§ Stated problem: Emit the data below verbatim, stripping out any pictures.

start Dataset extract

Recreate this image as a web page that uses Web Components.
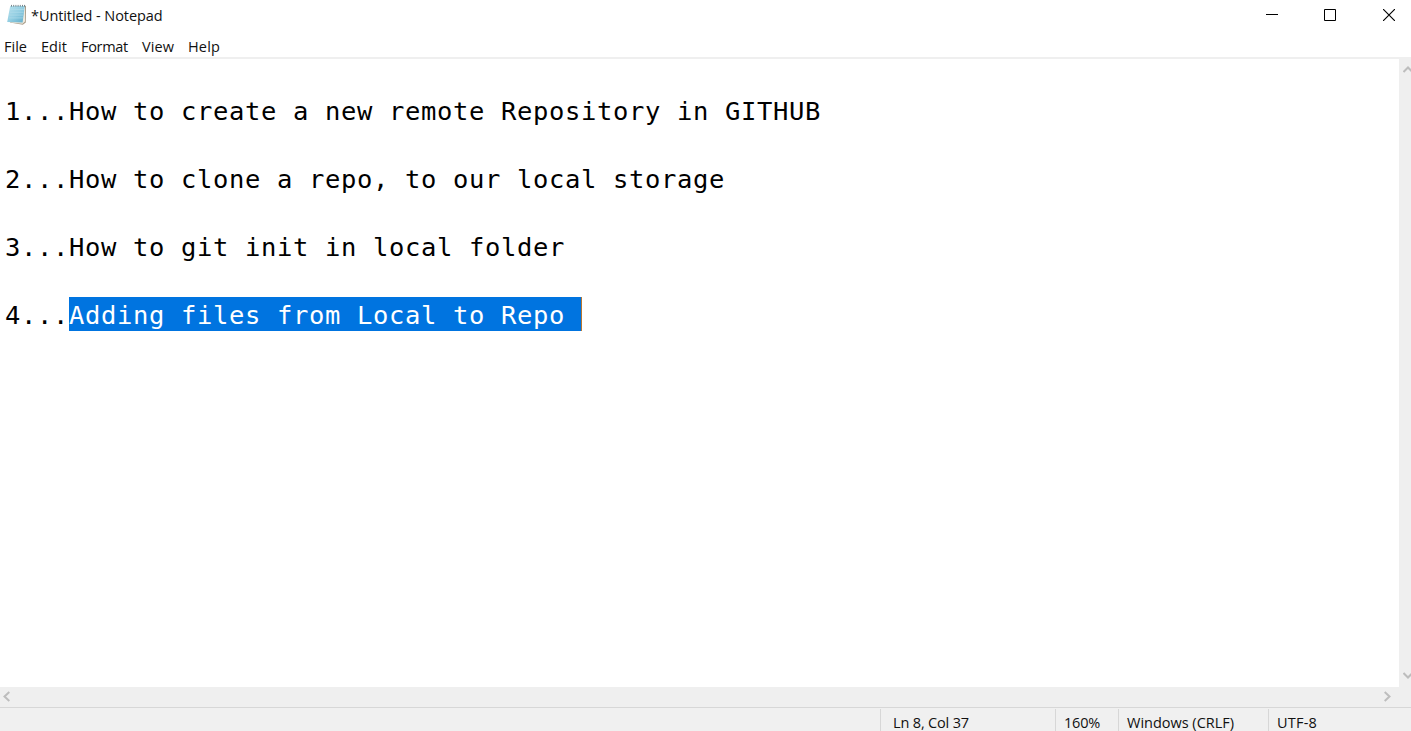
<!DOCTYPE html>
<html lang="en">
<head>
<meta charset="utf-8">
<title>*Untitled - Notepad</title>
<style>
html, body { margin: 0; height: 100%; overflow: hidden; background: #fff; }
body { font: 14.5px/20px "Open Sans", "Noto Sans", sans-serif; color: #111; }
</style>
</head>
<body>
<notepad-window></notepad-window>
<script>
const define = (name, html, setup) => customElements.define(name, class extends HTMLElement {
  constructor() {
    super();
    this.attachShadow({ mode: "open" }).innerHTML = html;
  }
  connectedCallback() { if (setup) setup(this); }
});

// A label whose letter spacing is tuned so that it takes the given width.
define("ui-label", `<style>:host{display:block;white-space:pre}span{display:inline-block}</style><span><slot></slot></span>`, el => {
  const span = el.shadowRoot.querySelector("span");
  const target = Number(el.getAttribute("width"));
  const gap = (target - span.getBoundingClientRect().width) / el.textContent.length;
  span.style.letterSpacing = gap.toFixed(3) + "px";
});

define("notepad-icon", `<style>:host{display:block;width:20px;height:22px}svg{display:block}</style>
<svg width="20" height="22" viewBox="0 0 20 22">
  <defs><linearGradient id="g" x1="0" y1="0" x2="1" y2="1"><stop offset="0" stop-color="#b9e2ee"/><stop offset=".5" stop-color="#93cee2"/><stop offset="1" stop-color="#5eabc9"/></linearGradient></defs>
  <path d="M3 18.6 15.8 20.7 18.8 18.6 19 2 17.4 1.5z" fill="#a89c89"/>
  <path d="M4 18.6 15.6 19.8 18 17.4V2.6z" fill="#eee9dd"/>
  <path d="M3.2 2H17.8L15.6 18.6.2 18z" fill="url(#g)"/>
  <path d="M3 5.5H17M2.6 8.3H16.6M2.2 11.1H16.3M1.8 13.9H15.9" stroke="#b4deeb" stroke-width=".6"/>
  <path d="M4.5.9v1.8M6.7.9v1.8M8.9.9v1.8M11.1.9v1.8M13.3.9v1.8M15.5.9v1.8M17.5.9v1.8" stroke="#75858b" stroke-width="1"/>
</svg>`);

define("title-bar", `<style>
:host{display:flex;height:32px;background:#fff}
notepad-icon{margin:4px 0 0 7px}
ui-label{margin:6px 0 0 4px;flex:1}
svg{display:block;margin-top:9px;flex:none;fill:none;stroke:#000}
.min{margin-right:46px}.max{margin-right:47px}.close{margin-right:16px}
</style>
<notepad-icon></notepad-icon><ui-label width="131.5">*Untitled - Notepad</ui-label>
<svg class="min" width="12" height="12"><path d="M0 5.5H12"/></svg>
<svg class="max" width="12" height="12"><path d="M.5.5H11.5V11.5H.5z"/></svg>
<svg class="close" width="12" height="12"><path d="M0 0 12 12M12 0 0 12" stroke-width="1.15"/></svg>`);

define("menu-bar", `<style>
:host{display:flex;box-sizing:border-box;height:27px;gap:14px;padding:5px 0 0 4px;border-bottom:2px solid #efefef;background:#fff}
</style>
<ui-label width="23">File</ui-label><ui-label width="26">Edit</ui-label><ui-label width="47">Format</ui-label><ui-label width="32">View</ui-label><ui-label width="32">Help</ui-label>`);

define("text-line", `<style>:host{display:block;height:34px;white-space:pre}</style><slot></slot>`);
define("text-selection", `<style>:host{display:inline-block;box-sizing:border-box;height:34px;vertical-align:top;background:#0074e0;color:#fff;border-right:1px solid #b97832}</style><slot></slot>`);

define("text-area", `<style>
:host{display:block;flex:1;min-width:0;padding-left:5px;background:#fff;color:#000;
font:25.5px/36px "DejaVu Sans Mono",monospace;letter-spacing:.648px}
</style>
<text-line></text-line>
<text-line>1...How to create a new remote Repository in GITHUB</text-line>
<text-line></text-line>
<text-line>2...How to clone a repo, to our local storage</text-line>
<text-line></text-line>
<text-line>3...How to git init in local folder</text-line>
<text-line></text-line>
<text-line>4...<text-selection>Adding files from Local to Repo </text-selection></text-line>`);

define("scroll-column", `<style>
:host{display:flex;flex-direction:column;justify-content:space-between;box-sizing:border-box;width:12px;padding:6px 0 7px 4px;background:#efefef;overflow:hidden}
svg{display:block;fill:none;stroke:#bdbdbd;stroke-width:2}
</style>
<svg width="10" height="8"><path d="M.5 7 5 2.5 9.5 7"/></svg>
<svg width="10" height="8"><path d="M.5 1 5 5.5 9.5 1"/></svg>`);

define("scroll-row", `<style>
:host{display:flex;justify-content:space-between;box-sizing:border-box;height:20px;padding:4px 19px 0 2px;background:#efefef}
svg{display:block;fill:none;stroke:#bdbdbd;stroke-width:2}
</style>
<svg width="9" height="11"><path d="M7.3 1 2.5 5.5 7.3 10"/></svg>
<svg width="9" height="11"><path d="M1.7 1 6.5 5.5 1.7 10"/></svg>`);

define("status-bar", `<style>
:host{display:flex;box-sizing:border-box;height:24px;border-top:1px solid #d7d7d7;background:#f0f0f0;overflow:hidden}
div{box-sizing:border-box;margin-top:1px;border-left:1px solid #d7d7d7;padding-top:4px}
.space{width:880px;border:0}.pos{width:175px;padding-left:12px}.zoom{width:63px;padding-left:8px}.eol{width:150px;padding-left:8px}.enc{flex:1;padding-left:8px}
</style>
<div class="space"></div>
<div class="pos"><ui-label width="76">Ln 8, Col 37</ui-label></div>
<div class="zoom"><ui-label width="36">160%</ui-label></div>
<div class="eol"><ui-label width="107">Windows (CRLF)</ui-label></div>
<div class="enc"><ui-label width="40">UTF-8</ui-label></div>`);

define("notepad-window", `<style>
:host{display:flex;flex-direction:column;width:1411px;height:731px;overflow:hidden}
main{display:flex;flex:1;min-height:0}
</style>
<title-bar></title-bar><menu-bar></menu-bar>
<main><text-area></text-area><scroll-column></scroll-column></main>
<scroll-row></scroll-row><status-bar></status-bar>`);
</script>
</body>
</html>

end Dataset extract

§ Result of this task:
Recreate this image as a web page that uses Web Components.
<!DOCTYPE html>
<html lang="en">
<head>
<meta charset="utf-8">
<title>*Untitled - Notepad</title>
<style>
html, body { margin: 0; height: 100%; overflow: hidden; background: #fff; }
body { font: 14.5px/20px "Open Sans", "Noto Sans", sans-serif; color: #111; }
</style>
</head>
<body>
<notepad-window></notepad-window>
<script>
const define = (name, html, setup) => customElements.define(name, class extends HTMLElement {
  constructor() {
    super();
    this.attachShadow({ mode: "open" }).innerHTML = html;
  }
  connectedCallback() { if (setup) setup(this); }
});

// A label whose letter spacing is tuned so that it takes the given width.
define("ui-label", `<style>:host{display:block;white-space:pre}span{display:inline-block}</style><span><slot></slot></span>`, el => {
  const span = el.shadowRoot.querySelector("span");
  const target = Number(el.getAttribute("width"));
  const gap = (target - span.getBoundingClientRect().width) / el.textContent.length;
  span.style.letterSpacing = gap.toFixed(3) + "px";
});

define("notepad-icon", `<style>:host{display:block;width:20px;height:22px}svg{display:block}</style>
<svg width="20" height="22" viewBox="0 0 20 22">
  <defs><linearGradient id="g" x1="0" y1="0" x2="1" y2="1"><stop offset="0" stop-color="#b9e2ee"/><stop offset=".5" stop-color="#93cee2"/><stop offset="1" stop-color="#5eabc9"/></linearGradient></defs>
  <path d="M3 18.6 15.8 20.7 18.8 18.6 19 2 17.4 1.5z" fill="#a89c89"/>
  <path d="M4 18.6 15.6 19.8 18 17.4V2.6z" fill="#eee9dd"/>
  <path d="M3.2 2H17.8L15.6 18.6.2 18z" fill="url(#g)"/>
  <path d="M3 5.5H17M2.6 8.3H16.6M2.2 11.1H16.3M1.8 13.9H15.9" stroke="#b4deeb" stroke-width=".6"/>
  <path d="M4.5.9v1.8M6.7.9v1.8M8.9.9v1.8M11.1.9v1.8M13.3.9v1.8M15.5.9v1.8M17.5.9v1.8" stroke="#75858b" stroke-width="1"/>
</svg>`);

define("title-bar", `<style>
:host{display:flex;height:32px;background:#fff}
notepad-icon{margin:4px 0 0 7px}
ui-label{margin:6px 0 0 4px;flex:1}
svg{display:block;margin-top:9px;flex:none;fill:none;stroke:#000}
.min{margin-right:46px}.max{margin-right:47px}.close{margin-right:16px}
</style>
<notepad-icon></notepad-icon><ui-label width="131.5">*Untitled - Notepad</ui-label>
<svg class="min" width="12" height="12"><path d="M0 5.5H12"/></svg>
<svg class="max" width="12" height="12"><path d="M.5.5H11.5V11.5H.5z"/></svg>
<svg class="close" width="12" height="12"><path d="M0 0 12 12M12 0 0 12" stroke-width="1.15"/></svg>`);

define("menu-bar", `<style>
:host{display:flex;box-sizing:border-box;height:27px;gap:14px;padding:5px 0 0 4px;border-bottom:2px solid #efefef;background:#fff}
</style>
<ui-label width="23">File</ui-label><ui-label width="26">Edit</ui-label><ui-label width="47">Format</ui-label><ui-label width="32">View</ui-label><ui-label width="32">Help</ui-label>`);

define("text-line", `<style>:host{display:block;height:34px;white-space:pre}</style><slot></slot>`);
define("text-selection", `<style>:host{display:inline-block;box-sizing:border-box;height:34px;vertical-align:top;background:#0074e0;color:#fff;border-right:1px solid #b97832}</style><slot></slot>`);

define("text-area", `<style>
:host{display:block;flex:1;min-width:0;padding-left:5px;background:#fff;color:#000;
font:25.5px/36px "DejaVu Sans Mono",monospace;letter-spacing:.648px}
</style>
<text-line></text-line>
<text-line>1...How to create a new remote Repository in GITHUB</text-line>
<text-line></text-line>
<text-line>2...How to clone a repo, to our local storage</text-line>
<text-line></text-line>
<text-line>3...How to git init in local folder</text-line>
<text-line></text-line>
<text-line>4...<text-selection>Adding files from Local to Repo </text-selection></text-line>`);

define("scroll-column", `<style>
:host{display:flex;flex-direction:column;justify-content:space-between;box-sizing:border-box;width:12px;padding:6px 0 7px 4px;background:#efefef;overflow:hidden}
svg{display:block;fill:none;stroke:#bdbdbd;stroke-width:2}
</style>
<svg width="10" height="8"><path d="M.5 7 5 2.5 9.5 7"/></svg>
<svg width="10" height="8"><path d="M.5 1 5 5.5 9.5 1"/></svg>`);

define("scroll-row", `<style>
:host{display:flex;justify-content:space-between;box-sizing:border-box;height:20px;padding:4px 19px 0 2px;background:#efefef}
svg{display:block;fill:none;stroke:#bdbdbd;stroke-width:2}
</style>
<svg width="9" height="11"><path d="M7.3 1 2.5 5.5 7.3 10"/></svg>
<svg width="9" height="11"><path d="M1.7 1 6.5 5.5 1.7 10"/></svg>`);

define("status-bar", `<style>
:host{display:flex;box-sizing:border-box;height:24px;border-top:1px solid #d7d7d7;background:#f0f0f0;overflow:hidden}
div{box-sizing:border-box;margin-top:1px;border-left:1px solid #d7d7d7;padding-top:4px}
.space{width:880px;border:0}.pos{width:175px;padding-left:12px}.zoom{width:63px;padding-left:8px}.eol{width:150px;padding-left:8px}.enc{flex:1;padding-left:8px}
</style>
<div class="space"></div>
<div class="pos"><ui-label width="76">Ln 8, Col 37</ui-label></div>
<div class="zoom"><ui-label width="36">160%</ui-label></div>
<div class="eol"><ui-label width="107">Windows (CRLF)</ui-label></div>
<div class="enc"><ui-label width="40">UTF-8</ui-label></div>`);

define("notepad-window", `<style>
:host{display:flex;flex-direction:column;width:1411px;height:731px;overflow:hidden}
main{display:flex;flex:1;min-height:0}
</style>
<title-bar></title-bar><menu-bar></menu-bar>
<main><text-area></text-area><scroll-column></scroll-column></main>
<scroll-row></scroll-row><status-bar></status-bar>`);
</script>
</body>
</html>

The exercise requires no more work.